Un immense merci au directeur artistique de l’OSM, le Vénézuélien élevé par el sistema, Rafael Payare, autre magicien de la musique, époux d’une violoncelliste qui l’a probablement influencé dans le recrutement d’Abel Selaocoe. Mais il est inconcevable que son génie ait pu prévoir la synchronicité de la venue de ce dernier sur le continent nord-américain avec celle, la veille, du président sud-africain Cyril Ramaphosa à la Maison Blanche, exposé à la fable raciste de Trump selon laquelle un nombre génocidaire (!!!) de fermiers blancs auraient été assassinés. Heureusement, cette fable fut vertement dénoncée par Radio-Canada grâce au témoignage concordant des journalistes Azeb Wolde-Georghis à Washington et Sophie Langlois de retour d’un voyage en Afrique du Sud, invitées à la même émission.
Ne ratez sous aucun prétexte l’un des trois concerts de mercredi à vendredi soirs, toujours à la Maison symphonique, qui mettra en scène en première partie deux courtes œuvres d’inspiration autochtone (avec entre autres Elizabeth St-Gelais que je vous avais vantée il y a un an) aux titres évocateurs : You can die properly Now d’Ana Sokolovic, dédiée aux enfants jamais revenus des pensionnats autochtones et Un cri s’élève en moi, aux paroles de Natasha Kanapé Fontaine sur une musique d’Ian Cusson. Ces deux œuvres seront suivies du chef d’œuvre absolu de la première moitié du XXième siècle occidental, l’ultime Chant de la terre de Gustav Mahler aux six parties d’autant plus bouleversantes qu’elles prophétisent les traumatismes causés à notre terre. Mais Mahler, hélas, est mort, tel Moïse, sans avoir jamais dirigé son chef d’œuvre basé sur des poèmes de la dynastie Tang pourtant écrits entre 618 et 907 : la fin, Der Abschied, erronément traduite par l’adieu, alors qu’on devrait la qualifier de déchirement ou séparation ultime plus laïcs, laisse résonner la répétition éthérée du mot ewig, éternel, le consolant sans doute de la mort cruelle de leur petite fille, à Alma et à lui. Réalité artistique de la souffrance, qui rapproche ces grands créateurs du commun des mortels en les éloignant des puissants qui se croient immortels dans leurs guerres.
Le 30 mai 2025
Les concerts des 28, 29 et 30 mai de l’OSM étaient précédés par une causerie fort intéressante avec les artistes-créateurs dont les merveilleuses oeuvres furent exécutées à la perfection par l’orchestre, son chef Rafaël Payare et ses solistes, Emma Pennell et Élisabeth St-Gelais. Cette dernière est incidemment la cousine de Natasha Kanapé Fontaine, poète dont l’œuvre datée d’il y a dix ans a servi d’inspiration au compositeur métis Ian Cusson. Or il y a dix ans, nos discours (le sien plus que le mien!) étaient applaudis lors de la grande manifestation à Cacouna pour l’empêcher de devenir un terminal pétrolier au grand dam des bélugas. À travers son poème, elle trouve « la voie de dire « oui » pour forcer les portes du silence, pour redonner vie aux ombres, aux enfants brisés, et proclamer ultimement « Je suis prêtresse cannibale, mangeuse d’horizons. »
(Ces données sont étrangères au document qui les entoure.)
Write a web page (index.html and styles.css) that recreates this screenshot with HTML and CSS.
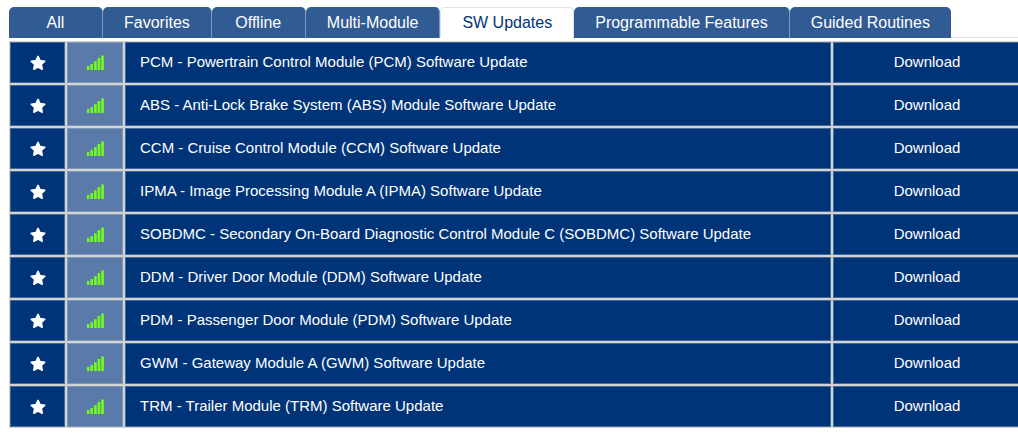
FILE: index.html
```html
<!DOCTYPE html>
<html lang="en">
<head>
    <meta charset="UTF-8">
    <meta name="viewport" content="width=device-width, initial-scale=1.0">
    <title>SW Updates</title>
    <link rel="stylesheet" href="styles.css">
</head>
<body>

<svg class="symbols" aria-hidden="true">
    <symbol id="star" viewBox="0 0 16 16">
        <path d="M8 1.4 L10 5.6 L14.8 6.2 L11.3 9.5 L12.2 14.2 L8 12 L3.8 14.2 L4.7 9.5 L1.2 6.2 L6 5.6 Z" fill="#fff" stroke="#fff" stroke-width="1.6" stroke-linejoin="round"/>
    </symbol>
    <symbol id="signal" viewBox="0 0 17 15">
        <path d="M0 11h2.4v4H0z M3.4 9h2.6v6H3.4z M7 6.2h2.7v8.8H7z M10.6 3h2.7v12h-2.7z M14.2 0.4h2.7v14.6h-2.7z" fill="#72fa1c"/>
    </symbol>
</svg>

<div class="page">
    <div class="tabs" role="tablist">
        <button class="tab" role="tab">All</button>
        <button class="tab" role="tab">Favorites</button>
        <button class="tab" role="tab">Offline</button>
        <button class="tab" role="tab">Multi-Module</button>
        <button class="tab active" role="tab" aria-selected="true">SW Updates</button>
        <button class="tab" role="tab">Programmable Features</button>
        <button class="tab" role="tab">Guided Routines</button>
    </div>

    <table class="updates">
        <colgroup>
            <col class="col-star">
            <col class="col-signal">
            <col>
            <col class="col-action">
        </colgroup>
        <tbody id="update-rows"></tbody>
    </table>
</div>

<script src="updates.js"></script>
</body>
</html>
```
FILE: styles.css
```css
body {
    margin: 0;
    background: #fff;
    font-family: "Liberation Sans", Arial, sans-serif;
    font-size: 15px;
    overflow-x: hidden;
}
button {
    font-family: inherit;
    font-size: inherit;
    color: inherit;
    background: none;
    border: none;
    margin: 0;
    padding: 0;
    cursor: pointer;
}
.symbols {
    display: none;
}
.page {
    padding-top: 7px;
    margin: 0 -4px 0 9px;
}
.tabs {
    display: flex;
    margin-bottom: 3px;
    background: linear-gradient(#dee2e6, #dee2e6) 0 100% / 100% 1px no-repeat;
}
.tab {
    height: 31px;
    min-width: 94px;
    padding: 0 21px;
    background: #305b93;
    border-right: 1px solid #8299bc;
    border-radius: 5px 5px 0 0;
    color: #fff;
    font-size: 16px;
    line-height: 31px;
    white-space: nowrap;
}
.tab:last-child {
    border-right: none;
}
.tab.active {
    background: #fff;
    border: 1px solid #dee2e6;
    border-bottom: none;
    color: #003478;
    line-height: 30px;
}
.updates {
    width: 100%;
    table-layout: fixed;
    border-collapse: separate;
    border-spacing: 0;
    color: #fff;
}
.col-star {
    width: 57px;
}
.col-signal {
    width: 58px;
}
.col-action {
    width: 190px;
}
.updates td {
    box-sizing: border-box;
    height: 43px;
    padding: 0;
    background: #003478;
    border: 1px solid #d3d3d3;
    box-shadow: inset 0 0 0 1px #456a98;
    line-height: 20px;
    text-align: center;
    vertical-align: middle;
}
.updates .signal {
    background: #5a7ba9;
    box-shadow: inset 0 0 0 1px #8199b9;
}
.updates .name {
    padding: 0 15px 2px;
    text-align: left;
}
.updates .action {
    padding-bottom: 2px;
}
.action button {
    line-height: 20px;
}
.favorite button {
    display: block;
    margin: 0 auto;
}
.updates svg {
    display: block;
    margin: 0 auto;
}
```
FILE: updates.js
```js
const updates = [
    "PCM - Powertrain Control Module (PCM) Software Update",
    "ABS - Anti-Lock Brake System (ABS) Module Software Update",
    "CCM - Cruise Control Module (CCM) Software Update",
    "IPMA - Image Processing Module A (IPMA) Software Update",
    "SOBDMC - Secondary On-Board Diagnostic Control Module C (SOBDMC) Software Update",
    "DDM - Driver Door Module (DDM) Software Update",
    "PDM - Passenger Door Module (PDM) Software Update",
    "GWM - Gateway Module A (GWM) Software Update",
    "TRM - Trailer Module (TRM) Software Update"
];

document.getElementById("update-rows").innerHTML = updates.map(name => `
    <tr>
        <td class="favorite"><button aria-label="Favorite"><svg width="16" height="16"><use href="#star"/></svg></button></td>
        <td class="signal"><svg width="17" height="15" role="img" aria-label="Online"><use href="#signal"/></svg></td>
        <td class="name">${name}</td>
        <td class="action"><button>Download</button></td>
    </tr>`).join("");
```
J’ai pu féliciter la compositrice Ana Sokolovic qui dosé les éléments dramatiques de colère de l’autrice Mi’kmaq, Michelle Sylliboy, mais aussi les moments d’empathie et d’espoir féministe pour une éventuelle RÉCONCILIATION : nos politiciens sont prompts à s’en attribuer le mérite, sans trop se soucier qu’elle devra faire fi du racisme contre Echaquan et surtout venir de la part des communautés autochtones blessées. Celles-ci devront sans doute attendre que nos politiciens Poilievre et Carney arrêtent d’annoncer de nouveaux pipelines sur leurs territoires présentement dévastés par des feux de forêt dont l’intensité et le nombre, en particulier en Alberta, en Saskatchewan et au Manitoba, accusent les changements climatiques dus au pétrole.
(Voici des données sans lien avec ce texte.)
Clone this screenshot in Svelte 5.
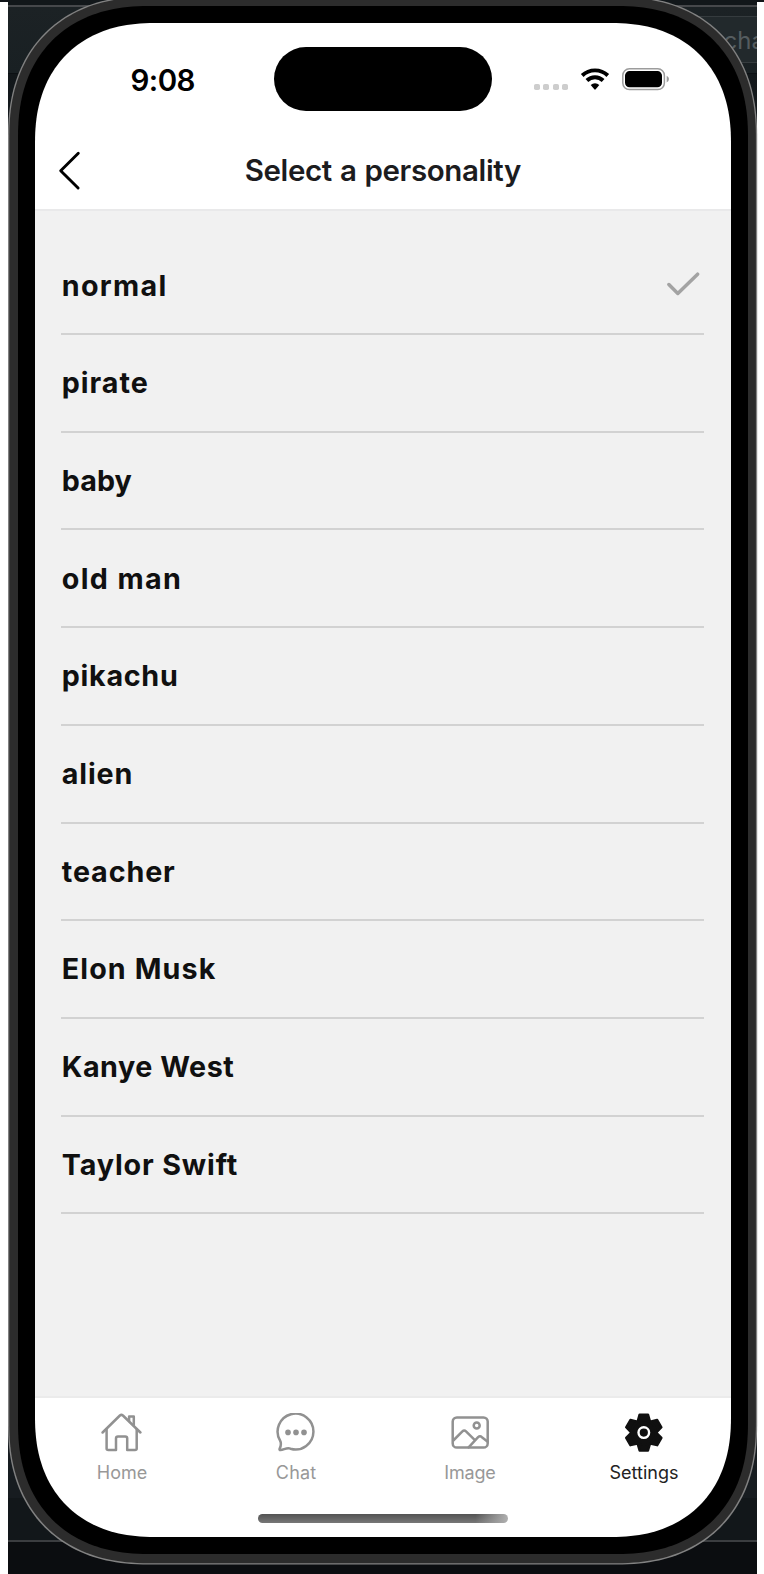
<script>
  const people = [
    ['normal', 104.5], ['pirate', 86], ['baby', 70], ['old man', 119],
    ['pikachu', 116], ['alien', 70.5], ['teacher', 113], ['Elon Musk', 153.5],
    ['Kanye West', 172], ['Taylor Swift', 175.5],
  ];
  let selected = $state('normal');

  const tabs = [
    ['Home', 50.5], ['Chat', 40.5], ['Image', 51.5], ['Settings', 69],
  ];

  // Spaces the letters so that the text fills the given width.
  function fit(node, width) {
    const apply = () => {
      node.style.letterSpacing = '0px';
      const own = node.getBoundingClientRect().width;
      const gap = (width - own) / (node.textContent.length - 1);
      node.style.letterSpacing = gap + 'px';
      node.style.marginRight = -gap + 'px';
    };
    apply();
    document.fonts?.ready.then(apply);
  }

  // Rectangle with superellipse corners that reach `a` pixels along each side.
  function smooth(x, y, w, h, a, n = 2.3) {
    const quarter = [];
    for (let i = 0; i <= 48; i++) {
      const t = (i / 48) * (Math.PI / 2);
      quarter.push([a - a * Math.cos(t) ** (2 / n), a - a * Math.sin(t) ** (2 / n)]);
    }
    const back = [...quarter].reverse();
    const points = [
      ...quarter.map(([u, v]) => [x + u, y + v]),
      ...back.map(([u, v]) => [x + w - u, y + v]),
      ...quarter.map(([u, v]) => [x + w - u, y + h - v]),
      ...back.map(([u, v]) => [x + u, y + h - v]),
    ];
    return 'M' + points.map(([u, v]) => `${u.toFixed(2)} ${v.toFixed(2)}`).join(' L') + 'Z';
  }
  const bezel = smooth(18, 6, 730, 1548, 132);
  const edge = smooth(9.3, -2.8, 746.6, 1566, 141);
  const outer = smooth(8, -4, 749.2, 1568.6, 142);
  const screen = smooth(0, 0, 696, 1514, 121);
</script>

<div class="stage">
  <div class="desk">
    <div class="toolbar"><div class="field">cha</div></div>
    <div class="desk-mid"></div>
    <div class="desk-low"></div>
    <div class="desk-foot"></div>
  </div>

  <svg class="layer" width="764" height="1574" viewBox="0 0 764 1574">
    <path d={outer} fill="#828282" />
    <path d={edge} fill="#2c2c2c" />
    <path d={bezel} fill="#000" />
  </svg>

  <div class="screen" style:clip-path={`path("${screen}")`}>
    <div class="status">
      <div class="time"><span use:fit={65}>9:08</span></div>
      <div class="island"></div>
      <div class="signals">
        <div class="cells"><i></i><i></i><i></i><i></i></div>
        <svg class="wifi" width="30" height="24" viewBox="0 0 30 24">
          <g fill="none" stroke="#000" stroke-width="3.9">
            <path d="M2.2 8.5A18.5 18.5 0 0 1 27.8 8.5" />
            <path d="M6.9 13.5A11.6 11.6 0 0 1 23.1 13.5" />
          </g>
          <path d="M10.7 18A6.3 6.3 0 0 1 19.3 18L15.7 22.3Q15 23 14.3 22.3Z" />
        </svg>
        <svg class="battery" width="48" height="24" viewBox="0 0 48 24">
          <rect x=".8" y="1.8" width="41.6" height="20.8" rx="6.6" fill="none" stroke="#9c9c9c" stroke-width="1.5" />
          <rect x="3" y="4.1" width="37" height="16.2" rx="4.6" />
          <path d="M44.7 8.8Q47 9.9 47 12.1Q47 14.3 44.7 15.4Z" fill="#9c9c9c" />
        </svg>
      </div>
    </div>

    <header>
      <svg class="back" width="24" height="42" viewBox="0 0 24 42">
        <path d="M20.3 3.2L2.7 20.8L20.1 38" fill="none" stroke="#000" stroke-width="2.9" stroke-linecap="round" stroke-linejoin="round" />
      </svg>
      <h1><span use:fit={276.5}>Select a personality</span></h1>
    </header>

    <main>
      {#each people as [name, width]}
        <button class="row" onclick={() => (selected = name)}>
          <span use:fit={width}>{name}</span>
          {#if selected === name}
            <svg width="36" height="26" viewBox="0 0 36 26">
              <path d="M3.9 12.6L12.8 21.5L32.6 2.2" fill="none" stroke="#a3a3a3" stroke-width="3.5" stroke-linecap="round" stroke-linejoin="round" />
            </svg>
          {/if}
        </button>
      {/each}
    </main>

    <nav>
      {#each tabs as [name, width], i}
        <div class="tab" class:active={i === 3}>
          <svg width="42" height="42" viewBox="0 0 42 42" fill="none" stroke="#919191" stroke-width="2.5" stroke-linecap="round" stroke-linejoin="round">
            {#if name === 'Home'}
              <path d="M1.6 19.5L18.9 2.5Q20.4 1.2 21.9 2.5L39.4 19.5" />
              <path d="M5.6 16.5V35.5Q5.6 37 7.3 37H15V25.5Q15 23.5 17 23.5H24.2Q26.2 23.5 26.2 25.5V37H34Q35.7 37 35.7 35.5V16.5" />
              <path d="M28.1 7.8V3.5H32.8V12.3" />
            {:else if name === 'Chat'}
              <g transform="translate(0 -.6)">
                <path d="M5.1 28.2A17.9 17.9 0 1 1 15.5 36.3C12 34.9 9 37.4 5.5 37.7Q4.2 37.7 4.6 36.4C6 33.5 6.7 31.3 5.1 28.2Z" />
                <g fill="#919191" stroke="none"><circle cx="13" cy="20" r="2.8" /><circle cx="21" cy="20" r="2.8" /><circle cx="29" cy="20" r="2.8" /></g>
              </g>
            {:else if name === 'Image'}
              <g transform="translate(0 -.8)">
                <rect x="3.7" y="5.2" width="35" height="30.2" rx="4.2" />
                <circle cx="27.7" cy="13.3" r="3" />
                <path d="M4.3 28.3L13.4 19.2Q15.2 17.4 17 19.2L25.4 27.4M19.6 35.2L29.1 25Q31 23.2 32.9 25L38.4 29.4" />
              </g>
            {:else}
              <g fill="#101010" stroke="#101010" stroke-width="2.4" transform="translate(-.2 -1.4)">
                {#each [0, 60, 120, 180, 240, 300] as angle}
                  <path d="M14.8 10L16.8 3.1H25.2L27.2 10L21 21Z" transform={`rotate(${angle} 21 21)`} />
                {/each}
                <circle cx="21" cy="21" r="12.2" />
                <circle cx="21" cy="21" r="5.3" stroke="#fff" />
              </g>
            {/if}
          </svg>
          <span class="label"><span use:fit={width}>{name}</span></span>
        </div>
      {/each}
    </nav>
    <div class="home-bar"></div>
  </div>
</div>

<style>
  :global(body) { margin: 0; background: #fff; }
  .stage {
    position: relative;
    width: 764px;
    height: 1574px;
    overflow: hidden;
    background: linear-gradient(#111519 0 2px, #fff 2px);
    font-family: Inter, "Liberation Sans", sans-serif;
  }
  .desk {
    display: flex;
    flex-direction: column;
    width: 749px;
    height: 1574px;
    margin-left: 8px;
    background: #12171a;
  }
  .toolbar {
    height: 66px;
    margin-top: 5px;
    border-top: 2px solid #46484b;
    border-bottom: 1px solid #0c1013;
    background: linear-gradient(#1c2225, #192023);
    display: flex;
    justify-content: flex-end;
    align-items: flex-start;
  }
  .field {
    width: 33.5px;
    height: 45px;
    margin-top: 9px;
    padding-left: 90px;
    border: solid #353b3e;
    border-width: 1px 0;
    font-size: 24px;
    line-height: 47px;
    color: #555c5f;
    background: #22292c;
    overflow: hidden;
  }
  .desk-mid { flex: 1; background: linear-gradient(#12171a, #171c20 85px, #171c20); }
  .desk-low { height: 42px; background: #12171a; border-bottom: 2px solid #3b3d40; }
  .desk-foot { height: 32px; background: #0b0d10; }
  .layer { position: absolute; inset: 0; }
  .screen {
    position: absolute;
    left: 35px;
    top: 23px;
    width: 696px;
    height: 1514px;
    background: #fff;
    display: flex;
    flex-direction: column;
  }
  .status {
    height: 110px;
    display: grid;
    grid-template-columns: 239px 218px 1fr;
    align-items: start;
  }
  .time {
    padding: 38px 0 0 95.5px;
    font-size: 29.5px;
    font-weight: 600;
    line-height: 38px;
    color: #000;
  }
  .time span, h1 span, .row span, .label span { display: inline-block; white-space: pre; }
  .island { height: 64px; margin-top: 24px; border-radius: 32px; background: #000; }
  .signals { display: flex; padding: 44px 0 0 42px; }
  .cells { display: flex; gap: 3.3px; padding-top: 17px; }
  .cells i { width: 6px; height: 6px; border-radius: 1.8px; background: #cdcdcd; }
  .wifi { margin-left: 12px; }
  .battery { margin-left: 12.3px; }
  header {
    height: 78px;
    flex: none;
    border-bottom: 2px solid #e9e9ea;
    box-sizing: border-box;
    display: grid;
    grid-template-columns: 60px 1fr 60px;
  }
  .back { margin: 17px 0 0 23px; }
  h1 {
    margin: 19px 0 0;
    text-align: center;
    font-size: 29.5px;
    font-weight: 600;
    line-height: 37px;
    word-spacing: 1px;
    color: #1c1c1e;
  }
  main {
    height: 1187px;
    box-sizing: border-box;
    padding: 26.4px 26.8px 0 26.2px;
    background: #f1f1f1;
    border-bottom: 2px solid #ebebeb;
    flex: none;
  }
  .row {
    display: flex;
    justify-content: space-between;
    align-items: flex-start;
    width: 100%;
    height: 97.7px;
    box-sizing: border-box;
    padding: 30.2px 3.3px 0 .6px;
    border: 0;
    border-bottom: 2px solid #d2d2d2;
    background: none;
    font: 700 28.7px/36px Inter, "Liberation Sans", sans-serif;
    color: #101010;
    text-align: left;
  }
  .row svg { margin-top: 4.5px; }
  nav { display: grid; grid-template-columns: repeat(4, 1fr); height: 100px; }
  .tab { display: flex; flex-direction: column; align-items: center; padding-top: 15px; }
  .label {
    margin-top: 6px;
    font-size: 18px;
    line-height: 24px;
    color: #989898;
  }
  .active .label { color: #222; }
  .home-bar {
    width: 249.5px;
    height: 9px;
    margin: 16px 0 0 223px;
    border-radius: 5px;
    background: linear-gradient(90deg, transparent 87%, #b0b0b0), linear-gradient(#535353, #777);
  }
</style>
Bravo à l’ESG-UQAM « présentateur » de ce concert dont le mérite s’est prolongé en une interprétation mahlérienne avec maîtrises absolues de la flûte de Timothy Hutchins, de la voix de la mezzo-soprano Michelle DeYoung et de l’art consommé de Rafaël Payare, au moins pour la toute dernière partie du Chant de la Terre, Der Abschied.